**Task description**
Extract each line where the string "index" shows up.

**Data lines**
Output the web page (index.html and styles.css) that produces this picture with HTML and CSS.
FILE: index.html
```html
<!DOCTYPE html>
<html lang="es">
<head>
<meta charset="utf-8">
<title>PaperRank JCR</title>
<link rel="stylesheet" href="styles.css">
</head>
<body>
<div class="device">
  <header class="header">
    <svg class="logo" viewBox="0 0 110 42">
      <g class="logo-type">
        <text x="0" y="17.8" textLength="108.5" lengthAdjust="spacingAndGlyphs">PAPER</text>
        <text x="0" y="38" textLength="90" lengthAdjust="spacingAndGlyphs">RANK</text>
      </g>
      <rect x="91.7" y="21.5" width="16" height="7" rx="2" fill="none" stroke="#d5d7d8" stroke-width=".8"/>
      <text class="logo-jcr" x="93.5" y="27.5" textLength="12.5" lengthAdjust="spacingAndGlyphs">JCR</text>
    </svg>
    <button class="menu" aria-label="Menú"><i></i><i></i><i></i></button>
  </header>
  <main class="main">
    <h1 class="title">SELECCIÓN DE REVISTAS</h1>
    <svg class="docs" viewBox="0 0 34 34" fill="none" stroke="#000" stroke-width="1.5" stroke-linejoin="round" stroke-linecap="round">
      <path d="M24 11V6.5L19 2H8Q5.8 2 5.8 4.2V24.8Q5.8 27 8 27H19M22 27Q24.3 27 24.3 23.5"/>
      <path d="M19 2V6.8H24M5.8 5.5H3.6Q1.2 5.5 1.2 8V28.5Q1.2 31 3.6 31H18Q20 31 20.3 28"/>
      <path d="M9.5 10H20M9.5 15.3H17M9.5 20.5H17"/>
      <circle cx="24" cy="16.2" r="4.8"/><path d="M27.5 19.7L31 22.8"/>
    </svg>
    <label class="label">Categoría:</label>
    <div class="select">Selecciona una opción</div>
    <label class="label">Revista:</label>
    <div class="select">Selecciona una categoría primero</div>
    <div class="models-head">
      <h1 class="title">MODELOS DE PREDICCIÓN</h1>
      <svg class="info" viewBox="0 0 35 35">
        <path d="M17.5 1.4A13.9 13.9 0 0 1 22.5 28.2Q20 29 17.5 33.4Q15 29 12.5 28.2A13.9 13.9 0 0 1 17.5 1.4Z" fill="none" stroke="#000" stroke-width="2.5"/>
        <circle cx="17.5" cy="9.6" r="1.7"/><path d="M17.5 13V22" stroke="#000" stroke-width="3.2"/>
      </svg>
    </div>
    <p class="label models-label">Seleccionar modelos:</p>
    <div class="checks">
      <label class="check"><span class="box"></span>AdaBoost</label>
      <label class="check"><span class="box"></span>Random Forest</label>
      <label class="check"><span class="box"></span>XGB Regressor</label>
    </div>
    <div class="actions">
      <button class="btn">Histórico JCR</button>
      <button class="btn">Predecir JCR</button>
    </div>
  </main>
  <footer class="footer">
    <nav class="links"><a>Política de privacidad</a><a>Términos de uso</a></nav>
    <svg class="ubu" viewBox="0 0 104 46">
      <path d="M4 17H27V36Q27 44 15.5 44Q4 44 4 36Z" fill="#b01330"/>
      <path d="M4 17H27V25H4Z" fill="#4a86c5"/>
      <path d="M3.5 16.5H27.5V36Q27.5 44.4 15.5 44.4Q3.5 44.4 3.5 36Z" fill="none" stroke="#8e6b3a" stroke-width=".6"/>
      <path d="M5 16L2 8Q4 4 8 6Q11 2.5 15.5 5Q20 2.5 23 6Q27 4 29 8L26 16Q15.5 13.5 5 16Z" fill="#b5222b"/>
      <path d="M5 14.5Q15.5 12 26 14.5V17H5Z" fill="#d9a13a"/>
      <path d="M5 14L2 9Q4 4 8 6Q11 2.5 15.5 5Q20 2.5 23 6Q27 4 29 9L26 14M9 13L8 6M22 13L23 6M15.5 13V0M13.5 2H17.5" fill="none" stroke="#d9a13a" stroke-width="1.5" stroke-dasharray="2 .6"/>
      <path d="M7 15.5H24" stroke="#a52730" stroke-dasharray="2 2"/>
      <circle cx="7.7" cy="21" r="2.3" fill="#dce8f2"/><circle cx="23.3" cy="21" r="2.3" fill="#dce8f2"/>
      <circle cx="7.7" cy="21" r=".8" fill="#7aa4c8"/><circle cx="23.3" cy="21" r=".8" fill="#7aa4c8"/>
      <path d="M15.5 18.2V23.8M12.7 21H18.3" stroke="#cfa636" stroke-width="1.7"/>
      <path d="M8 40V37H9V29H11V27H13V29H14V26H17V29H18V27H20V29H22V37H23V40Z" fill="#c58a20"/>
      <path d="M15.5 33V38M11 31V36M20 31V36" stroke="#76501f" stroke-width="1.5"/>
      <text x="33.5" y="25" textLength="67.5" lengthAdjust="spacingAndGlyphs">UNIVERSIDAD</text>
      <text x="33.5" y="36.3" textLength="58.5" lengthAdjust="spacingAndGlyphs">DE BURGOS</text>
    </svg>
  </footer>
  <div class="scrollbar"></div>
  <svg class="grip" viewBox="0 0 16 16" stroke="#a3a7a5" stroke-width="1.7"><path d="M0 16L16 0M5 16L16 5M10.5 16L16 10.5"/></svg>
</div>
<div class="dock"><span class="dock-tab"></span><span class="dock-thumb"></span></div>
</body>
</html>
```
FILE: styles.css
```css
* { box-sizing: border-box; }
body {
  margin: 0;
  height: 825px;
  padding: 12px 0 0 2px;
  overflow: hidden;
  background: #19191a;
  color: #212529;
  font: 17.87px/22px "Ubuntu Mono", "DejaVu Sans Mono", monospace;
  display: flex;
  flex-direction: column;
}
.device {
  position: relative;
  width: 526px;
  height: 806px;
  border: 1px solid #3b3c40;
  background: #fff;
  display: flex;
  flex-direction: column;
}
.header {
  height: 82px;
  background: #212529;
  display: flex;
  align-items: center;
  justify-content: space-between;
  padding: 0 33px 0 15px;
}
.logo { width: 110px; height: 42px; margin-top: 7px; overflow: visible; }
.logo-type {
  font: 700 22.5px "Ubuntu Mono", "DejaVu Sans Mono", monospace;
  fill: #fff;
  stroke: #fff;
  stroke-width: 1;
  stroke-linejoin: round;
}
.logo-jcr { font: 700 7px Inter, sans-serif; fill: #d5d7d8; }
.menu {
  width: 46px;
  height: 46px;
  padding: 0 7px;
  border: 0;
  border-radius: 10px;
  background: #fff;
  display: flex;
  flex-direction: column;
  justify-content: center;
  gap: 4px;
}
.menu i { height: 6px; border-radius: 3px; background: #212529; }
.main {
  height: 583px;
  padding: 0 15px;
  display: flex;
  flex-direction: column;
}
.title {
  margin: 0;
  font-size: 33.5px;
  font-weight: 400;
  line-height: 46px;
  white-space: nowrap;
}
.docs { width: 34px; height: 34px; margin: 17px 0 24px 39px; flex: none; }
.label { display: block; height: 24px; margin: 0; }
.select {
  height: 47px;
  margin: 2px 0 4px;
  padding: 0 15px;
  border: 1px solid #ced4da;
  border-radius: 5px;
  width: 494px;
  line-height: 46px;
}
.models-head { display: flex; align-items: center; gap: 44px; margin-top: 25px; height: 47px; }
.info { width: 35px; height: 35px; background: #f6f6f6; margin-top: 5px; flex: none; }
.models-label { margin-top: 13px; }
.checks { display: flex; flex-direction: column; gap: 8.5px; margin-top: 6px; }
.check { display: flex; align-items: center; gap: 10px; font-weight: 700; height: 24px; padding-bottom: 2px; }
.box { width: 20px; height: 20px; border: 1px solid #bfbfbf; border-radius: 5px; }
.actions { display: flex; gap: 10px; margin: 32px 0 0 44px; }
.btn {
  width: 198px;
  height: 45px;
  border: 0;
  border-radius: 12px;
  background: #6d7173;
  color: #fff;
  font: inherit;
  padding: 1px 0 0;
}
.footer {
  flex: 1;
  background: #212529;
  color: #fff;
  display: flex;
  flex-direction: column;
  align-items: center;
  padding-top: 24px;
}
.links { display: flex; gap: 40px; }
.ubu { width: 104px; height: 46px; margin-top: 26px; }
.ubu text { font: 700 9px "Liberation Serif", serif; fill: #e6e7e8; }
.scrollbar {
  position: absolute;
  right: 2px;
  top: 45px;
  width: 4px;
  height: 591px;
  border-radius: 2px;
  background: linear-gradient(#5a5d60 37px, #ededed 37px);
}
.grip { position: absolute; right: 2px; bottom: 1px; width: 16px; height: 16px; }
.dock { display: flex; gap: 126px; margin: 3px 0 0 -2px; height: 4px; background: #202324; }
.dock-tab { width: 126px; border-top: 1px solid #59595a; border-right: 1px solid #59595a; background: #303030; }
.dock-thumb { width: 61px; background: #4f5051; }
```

**Solution to this task**
Output the web page (index.html and styles.css) that produces this picture with HTML and CSS.
FILE: index.html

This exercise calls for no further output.